> _Provided material_
BEGIN

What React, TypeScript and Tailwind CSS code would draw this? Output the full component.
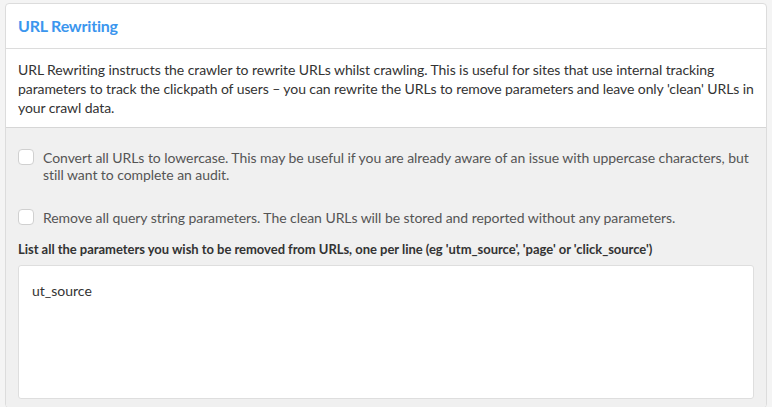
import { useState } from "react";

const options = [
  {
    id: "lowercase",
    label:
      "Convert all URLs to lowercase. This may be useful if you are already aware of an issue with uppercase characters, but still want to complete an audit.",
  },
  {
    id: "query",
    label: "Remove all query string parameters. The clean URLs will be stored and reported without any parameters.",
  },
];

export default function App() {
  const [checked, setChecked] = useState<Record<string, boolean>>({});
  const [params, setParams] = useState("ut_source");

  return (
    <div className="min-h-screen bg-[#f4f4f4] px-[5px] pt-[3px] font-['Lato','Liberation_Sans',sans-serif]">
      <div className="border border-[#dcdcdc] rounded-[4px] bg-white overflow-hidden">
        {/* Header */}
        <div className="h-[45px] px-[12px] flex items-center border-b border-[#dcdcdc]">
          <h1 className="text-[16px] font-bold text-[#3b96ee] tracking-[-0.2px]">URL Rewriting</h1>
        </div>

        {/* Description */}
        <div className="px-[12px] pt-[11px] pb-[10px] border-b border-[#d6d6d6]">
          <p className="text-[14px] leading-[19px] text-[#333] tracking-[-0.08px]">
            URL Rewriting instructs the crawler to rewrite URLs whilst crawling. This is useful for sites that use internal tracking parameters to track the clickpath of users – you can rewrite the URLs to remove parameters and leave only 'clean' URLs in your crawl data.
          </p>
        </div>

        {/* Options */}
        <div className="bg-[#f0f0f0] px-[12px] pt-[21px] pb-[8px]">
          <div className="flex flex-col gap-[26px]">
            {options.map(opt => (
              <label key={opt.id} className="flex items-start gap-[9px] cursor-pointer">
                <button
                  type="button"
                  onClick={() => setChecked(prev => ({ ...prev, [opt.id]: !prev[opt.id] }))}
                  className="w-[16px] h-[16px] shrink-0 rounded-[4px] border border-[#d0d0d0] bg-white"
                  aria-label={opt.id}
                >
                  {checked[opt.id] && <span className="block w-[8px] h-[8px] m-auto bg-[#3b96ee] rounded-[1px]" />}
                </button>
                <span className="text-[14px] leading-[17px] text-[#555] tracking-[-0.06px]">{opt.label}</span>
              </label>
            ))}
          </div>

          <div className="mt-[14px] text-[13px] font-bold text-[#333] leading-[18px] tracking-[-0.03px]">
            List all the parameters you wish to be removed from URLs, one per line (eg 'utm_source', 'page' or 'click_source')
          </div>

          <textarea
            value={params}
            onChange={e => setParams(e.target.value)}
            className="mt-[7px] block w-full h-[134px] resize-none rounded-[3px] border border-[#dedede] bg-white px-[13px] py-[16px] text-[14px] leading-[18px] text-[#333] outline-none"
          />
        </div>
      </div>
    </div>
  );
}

END

> _Your instructions_
Retype the listing exactly. Pictures do not belong in the copy.

> _Answer for the task_
What React, TypeScript and Tailwind CSS code would draw this? Output the full component.
import { useState } from "react";

const options = [
  {
    id: "lowercase",
    label:
      "Convert all URLs to lowercase. This may be useful if you are already aware of an issue with uppercase characters, but still want to complete an audit.",
  },
  {
    id: "query",
    label: "Remove all query string parameters. The clean URLs will be stored and reported without any parameters.",
  },
];

export default function App() {
  const [checked, setChecked] = useState<Record<string, boolean>>({});
  const [params, setParams] = useState("ut_source");

  return (
    <div className="min-h-screen bg-[#f4f4f4] px-[5px] pt-[3px] font-['Lato','Liberation_Sans',sans-serif]">
      <div className="border border-[#dcdcdc] rounded-[4px] bg-white overflow-hidden">
        {/* Header */}
        <div className="h-[45px] px-[12px] flex items-center border-b border-[#dcdcdc]">
          <h1 className="text-[16px] font-bold text-[#3b96ee] tracking-[-0.2px]">URL Rewriting</h1>
        </div>

        {/* Description */}
        <div className="px-[12px] pt-[11px] pb-[10px] border-b border-[#d6d6d6]">
          <p className="text-[14px] leading-[19px] text-[#333] tracking-[-0.08px]">
            URL Rewriting instructs the crawler to rewrite URLs whilst crawling. This is useful for sites that use internal tracking parameters to track the clickpath of users – you can rewrite the URLs to remove parameters and leave only 'clean' URLs in your crawl data.
          </p>
        </div>

        {/* Options */}
        <div className="bg-[#f0f0f0] px-[12px] pt-[21px] pb-[8px]">
          <div className="flex flex-col gap-[26px]">
            {options.map(opt => (
              <label key={opt.id} className="flex items-start gap-[9px] cursor-pointer">
                <button
                  type="button"
                  onClick={() => setChecked(prev => ({ ...prev, [opt.id]: !prev[opt.id] }))}
                  className="w-[16px] h-[16px] shrink-0 rounded-[4px] border border-[#d0d0d0] bg-white"
                  aria-label={opt.id}
                >
                  {checked[opt.id] && <span className="block w-[8px] h-[8px] m-auto bg-[#3b96ee] rounded-[1px]" />}
                </button>
                <span className="text-[14px] leading-[17px] text-[#555] tracking-[-0.06px]">{opt.label}</span>
              </label>
            ))}
          </div>

          <div className="mt-[14px] text-[13px] font-bold text-[#333] leading-[18px] tracking-[-0.03px]">
            List all the parameters you wish to be removed from URLs, one per line (eg 'utm_source', 'page' or 'click_source')
          </div>

          <textarea
            value={params}
            onChange={e => setParams(e.target.value)}
            className="mt-[7px] block w-full h-[134px] resize-none rounded-[3px] border border-[#dedede] bg-white px-[13px] py-[16px] text-[14px] leading-[18px] text-[#333] outline-none"
          />
        </div>
      </div>
    </div>
  );
}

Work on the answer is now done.